Most of the time, these things hint at disagreements in play style more than anything. Except when Bob really is a jerk.

Constructive criticism is an skill itself.

I always find it fascinating when people say such extraordinary unhelpful things like "this game sucks". This completely fails to provide any clue for improvement of the situation. If you're not doing anything to improve matters, why say anything at all?

2D8HP
2016-05-10, 07:11 AM
Constructive criticism is an skill itself.

I always find it fascinating when people say such extraordinary unhelpful things like "this game sucks". This completely fails to provide any clue for improvement of the situation. If you're not doing anything to improve matters, why say anything at all?Because complaining is just so much fun!!!
But serious discussion is actual work!

Lorsa
2016-05-10, 08:30 AM
Because complaining is just so much fun!!!
But serious discussion is actual work!

This discussion is getting nowhere!

kyoryu
2016-05-10, 10:30 AM
this discussion is getting nowhere!

loud noises!

Knaight
2016-05-10, 08:10 PM
Constructive criticism is an skill itself.
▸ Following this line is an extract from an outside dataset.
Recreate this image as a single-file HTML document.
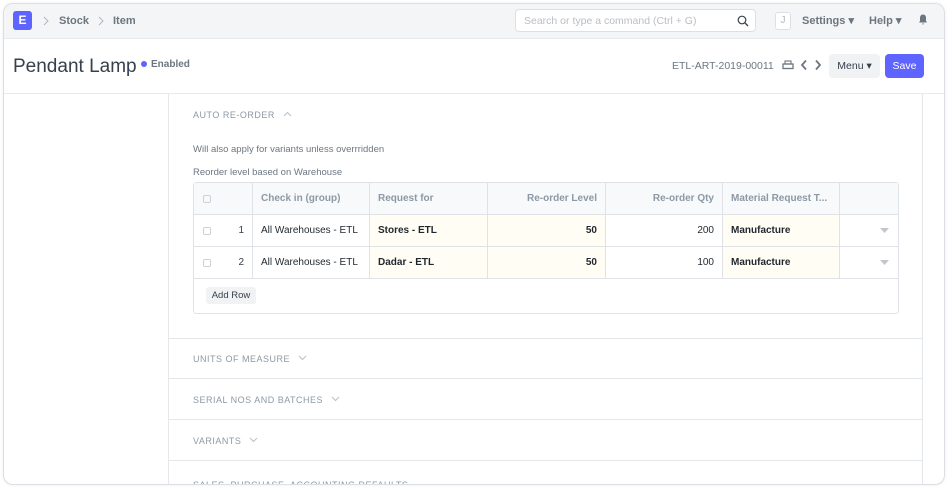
<!DOCTYPE html>
<html><head><meta charset="utf-8"><style>
*{box-sizing:border-box;margin:0;padding:0}
html,body{width:948px;height:488px;overflow:hidden}
body{background:#fff;font-family:"Liberation Sans",sans-serif;position:relative;color:#1f272e}
.win{position:absolute;left:3px;top:3px;width:942px;height:482px;border:1px solid #dcdfe3;border-radius:10px;overflow:hidden;background:#fff;box-shadow:0 0 3px rgba(0,0,0,.08)}
.nav{position:absolute;left:0;top:0;width:100%;height:35px;background:#f4f5f7;border-bottom:1px solid #e8eaed}
.logo{position:absolute;left:9px;top:7px;width:19px;height:19px;background:#5e64ff;border-radius:3px;color:#fff;font-weight:bold;font-size:12px;text-align:center;line-height:19px}
.crumb{position:absolute;top:11px;font-size:11px;font-weight:bold;color:#6c7680}
.search{position:absolute;left:511px;top:5px;width:241px;height:23px;border:1px solid #dcdfe3;border-radius:4px;background:#fff;font-size:10.5px;color:#b8bec5;padding:5px 8px}
.hdr{position:absolute;left:0;top:35px;width:100%;height:55px;border-bottom:1px solid #e8eaed}
.title{position:absolute;left:9px;top:17px;font-size:19px;color:#36414c}
.sect{position:absolute;left:164px;width:755px;border-left:1px solid #e5e8eb;border-right:1px solid #e5e8eb;border-bottom:1px solid #e5e8eb}
.st{position:absolute;left:24px;font-size:9px;letter-spacing:.5px;color:#8d99a6;white-space:nowrap}
.st svg{margin-left:8px;vertical-align:1px}
.tbl{position:absolute;left:189px;top:178px;width:706px;height:132px;border:1px solid #dfe3e7;border-radius:3px}
.row{position:absolute;left:0;width:100%;height:32px;border-bottom:1px solid #dfe3e7}
.c{position:absolute;top:0;height:31px;border-right:1px solid #dfe3e7;font-size:10px;line-height:31px;padding:0 8px}
.cb{position:absolute;left:9px;top:12px;width:8px;height:8px;border:1px solid #ccd1d6;border-radius:2px}
</style></head><body>
<div class="win">
<div class="nav">
<div class="logo">E</div>
<svg style="position:absolute;left:39px;top:12px" width="6" height="10" viewBox="0 0 6 10"><path d="M1 1l4 4-4 4" fill="none" stroke="#b0b6bd" stroke-width="1"/></svg>
<span class="crumb" style="left:55px">Stock</span>
<svg style="position:absolute;left:94px;top:12px" width="6" height="10" viewBox="0 0 6 10"><path d="M1 1l4 4-4 4" fill="none" stroke="#b0b6bd" stroke-width="1"/></svg>
<span class="crumb" style="left:109px">Item</span>
<div class="search">Search or type a command (Ctrl + G)
<svg style="position:absolute;right:6px;top:5px" width="12" height="12" viewBox="0 0 12 12"><circle cx="5" cy="5" r="3.8" fill="none" stroke="#36414c" stroke-width="1.2"/><path d="M8 8l3 3" stroke="#36414c" stroke-width="1.3"/></svg></div>
<div style="position:absolute;left:771px;top:8px;width:16px;height:18px;border:1px solid #dcdfe3;border-radius:3px;background:#fff;font-size:10px;color:#b0b6bd;text-align:center;line-height:16px">J</div>
<span class="crumb" style="left:798px;top:10px">Settings &#9662;</span>
<span class="crumb" style="left:865px;top:10px">Help &#9662;</span>
<svg style="position:absolute;left:914px;top:10px" width="10" height="11" viewBox="0 0 10 11"><path d="M5 0.5C3 0.5 2 2 2 4v3L1 8.5h8L8 7V4c0-2-1-3.5-3-3.5zM4 9.5h2a1 1 0 0 1-2 0z" fill="#6c7680"/></svg>
</div>
<div class="hdr">
<div class="title">Pendant Lamp</div>
<span style="position:absolute;left:137px;top:22px;width:6px;height:6px;border-radius:50%;background:#5e64ff"></span>
<span style="position:absolute;left:147px;top:20px;font-size:10px;font-weight:bold;color:#6c7680">Enabled</span>
<span style="position:absolute;left:668px;top:21px;font-size:10.5px;color:#6c7680">ETL-ART-2019-00011</span>
<svg style="position:absolute;left:778px;top:21px" width="12" height="11" viewBox="0 0 12 11"><rect x="1" y="4" width="10" height="4.5" fill="none" stroke="#6c7680" stroke-width="1.3"/><rect x="3" y="1" width="6" height="3" fill="none" stroke="#6c7680" stroke-width="1.1"/></svg>
<svg style="position:absolute;left:796px;top:20px" width="24" height="12" viewBox="0 0 24 12"><path d="M6 1.5L2 6l4 4.5M16 1.5L20 6l-4 4.5" fill="none" stroke="#6c7680" stroke-width="1.8"/></svg>
<div style="position:absolute;left:825px;top:15px;width:51px;height:24px;background:#f0f2f4;border-radius:4px;font-size:10.5px;line-height:24px;text-align:center;color:#36414c">Menu &#9662;</div>
<div style="position:absolute;left:881px;top:15px;width:39px;height:24px;background:#5e64ff;border-radius:4px;font-size:10.5px;line-height:24px;text-align:center;color:#fff">Save</div>
</div>
<div class="sect" style="top:90px;height:245px">
<span class="st" style="top:16px">AUTO RE-ORDER<svg width="9" height="6" viewBox="0 0 9 6"><path d="M1 5l3.5-3.5L8 5" fill="none" stroke="#b8c0c8" stroke-width="1"/></svg></span>
<span style="position:absolute;left:24px;top:50px;font-size:9.5px;color:#6c7680">Will also apply for variants unless overrridden</span>
<span style="position:absolute;left:24px;top:73px;font-size:9.5px;color:#6c7680">Reorder level based on Warehouse</span>
</div>
<div class="tbl">
<div class="row" style="top:0;background:#f7f9fa;font-weight:bold;color:#8d99a6">
<div class="c" style="left:0;width:59px"><span class="cb"></span></div>
<div class="c" style="left:59px;width:117px">Check in (group)</div>
<div class="c" style="left:176px;width:118px">Request for</div>
<div class="c" style="left:294px;width:118px;text-align:right">Re-order Level</div>
<div class="c" style="left:412px;width:117px;text-align:right">Re-order Qty</div>
<div class="c" style="left:529px;width:117px">Material Request T...</div>
</div>
<div class="row" style="top:32px">
<div class="c" style="left:0;width:59px;text-align:right;color:#36414c"><span class="cb"></span>1</div>
<div class="c" style="left:59px;width:117px">All Warehouses - ETL</div>
<div class="c" style="left:176px;width:118px;background:#fffdf4;font-weight:bold">Stores - ETL</div>
<div class="c" style="left:294px;width:118px;background:#fffdf4;font-weight:bold;text-align:right">50</div>
<div class="c" style="left:412px;width:117px;text-align:right">200</div>
<div class="c" style="left:529px;width:117px;background:#fffdf4;font-weight:bold">Manufacture</div>
<svg style="position:absolute;left:686px;top:13px" width="9" height="5" viewBox="0 0 9 5"><path d="M0 0h9L4.5 5z" fill="#c0c6cc"/></svg>
</div>
<div class="row" style="top:64px">
<div class="c" style="left:0;width:59px;text-align:right;color:#36414c"><span class="cb"></span>2</div>
<div class="c" style="left:59px;width:117px">All Warehouses - ETL</div>
<div class="c" style="left:176px;width:118px;background:#fffdf4;font-weight:bold">Dadar - ETL</div>
<div class="c" style="left:294px;width:118px;background:#fffdf4;font-weight:bold;text-align:right">50</div>
<div class="c" style="left:412px;width:117px;text-align:right">100</div>
<div class="c" style="left:529px;width:117px;background:#fffdf4;font-weight:bold">Manufacture</div>
<svg style="position:absolute;left:686px;top:13px" width="9" height="5" viewBox="0 0 9 5"><path d="M0 0h9L4.5 5z" fill="#c0c6cc"/></svg>
</div>
<div style="position:absolute;left:12px;top:104px;width:50px;height:17px;background:#f0f2f4;border-radius:3px;font-size:9.5px;line-height:17px;text-align:center;color:#36414c">Add Row</div>
</div>
<div class="sect" style="top:334px;height:41px"><span class="st" style="top:16px">UNITS OF MEASURE<svg width="9" height="6" viewBox="0 0 9 6"><path d="M1 1l3.5 3.5L8 1" fill="none" stroke="#b8c0c8" stroke-width="1"/></svg></span></div>
<div class="sect" style="top:375px;height:41px"><span class="st" style="top:16px">SERIAL NOS AND BATCHES<svg width="9" height="6" viewBox="0 0 9 6"><path d="M1 1l3.5 3.5L8 1" fill="none" stroke="#b8c0c8" stroke-width="1"/></svg></span></div>
<div class="sect" style="top:416px;height:41px"><span class="st" style="top:16px">VARIANTS<svg width="9" height="6" viewBox="0 0 9 6"><path d="M1 1l3.5 3.5L8 1" fill="none" stroke="#b8c0c8" stroke-width="1"/></svg></span></div>
<div class="sect" style="top:457px;height:24px;border-bottom:none"><span class="st" style="top:19px">SALES, PURCHASE, ACCOUNTING DEFAULTS</span></div>
</div>
</body></html>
I always find it fascinating when people say such extraordinary unhelpful things like "this game sucks". This completely fails to provide any clue for improvement of the situation. If you're not doing anything to improve matters, why say anything at all?

There's an obvious avenue of improvement suggested there - end the game.

Gizmogidget
2016-05-12, 01:10 PM
I have the same problem, and for me the solution is to have as few NPC's as possible, and keep the adventuring to 1 maybe 2 cities. My players are very character focused, and whenever I run a session which I guess I run as an imaginary DM, all I do is bring my books and no notes. Just improvisation, then I record everything that happened. For me the more planning I do, the worse my campaign becomes. I just tell my players a few details about some location(s) I make off the top of my head, and have them tell me some of their motivations. The players get to go on adventure paths they enjoy, and because the mission might be important personally to their characters there is greater investment.